The group of eight, conspicuous by their saffron robes and holy beads, are now living in fear under police protection.

“All we are asking is that police escort us to the Indian border,” said Sawant, who received head injuries. “We want to go back.”

While Lahan police are doing their best to protect the visitors, they too are unable to provide safe passage to the border right now as the Terai plains have been paralysed by an indefinite shutdown called by an ethnic organisation, the Samyukta Tharuhat Sangharsh Samiti, since Wednesday.

The Siraha attack is not an isolated incident.

Since last week, Terai villages have seen an unprecedented series of attacks against outsiders, who are mostly beggars, ragpickers and mentally unbalanced people, on the suspicion they are child lifters.

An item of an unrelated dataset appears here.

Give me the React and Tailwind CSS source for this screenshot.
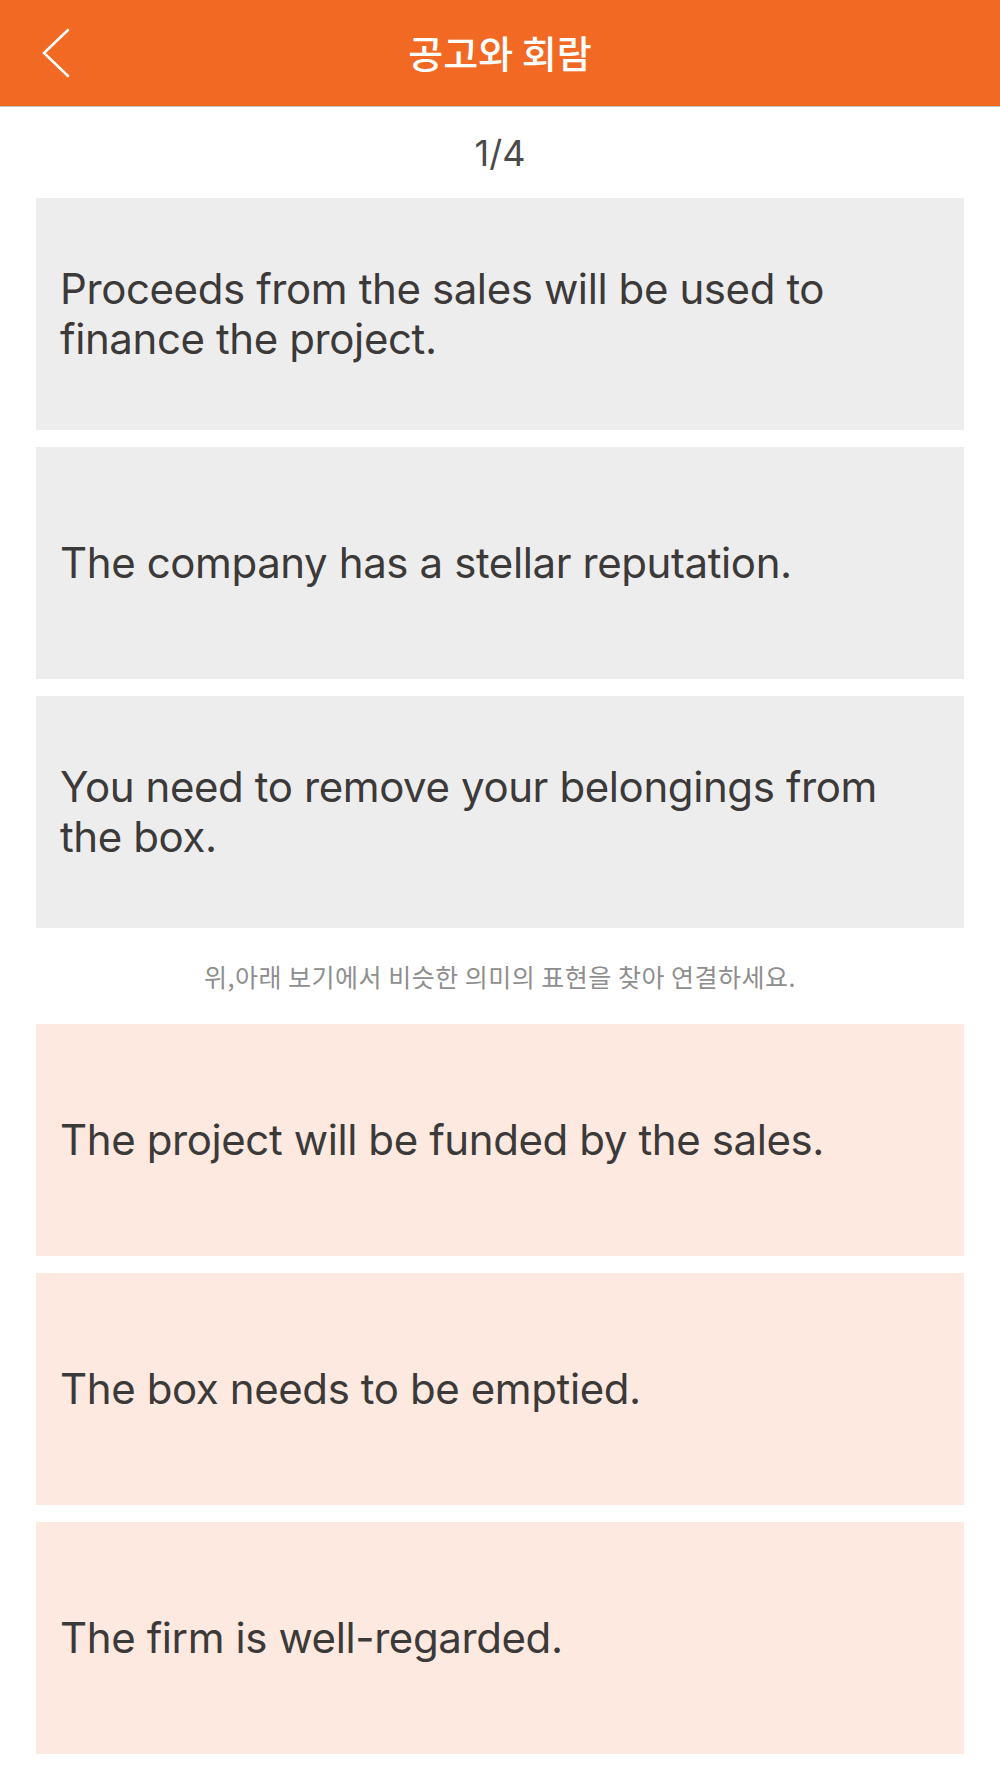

The suspicion has been fuelled by a section of the media with allegations that Indian gangs had stepped up activities in Nepal’s border towns to kidnap little children.

On Wednesday, two women were attacked by villagers in Dhanusha district in the Terai. In the past, the district had shocked the nation after an armed group hacked a woman journalist to death here.

While one woman was rescued by police, who had to baton-charge the mob, the other died. The dead woman is yet to be identified, police said. The survivor has been identified as Hisila Khatun. While the media said she was an Indian, police said her nationality could not be confirmed immediately.

“People in the border areas look the same, be they Indian or Nepali, and speak the same Maithili language,” said inspector Bhubaneshwar Tiwari. “It is very difficult to say which country they belong to.”

Last week, in the same district, an unidentified woman was doused with petrol and burnt alive after a rumour that she was running away with a child.

Currently, the morgue in the district has three other bodies. All three men were lynched to death on the assumption they were part of a child lifting gang.

Though India has a consulate in Birgunj town in south Nepal, Indian officials are yet to contact the police stations where such attacks occurred, especially against Indians.

“We have called a meeting of the major eight parties today to discuss the case of the Indian astrologers,” inspector Shyam Subba of Lahan police station told IANS. “We are also asking the media and people not to spread false rumours and not to take the law in their own hands.”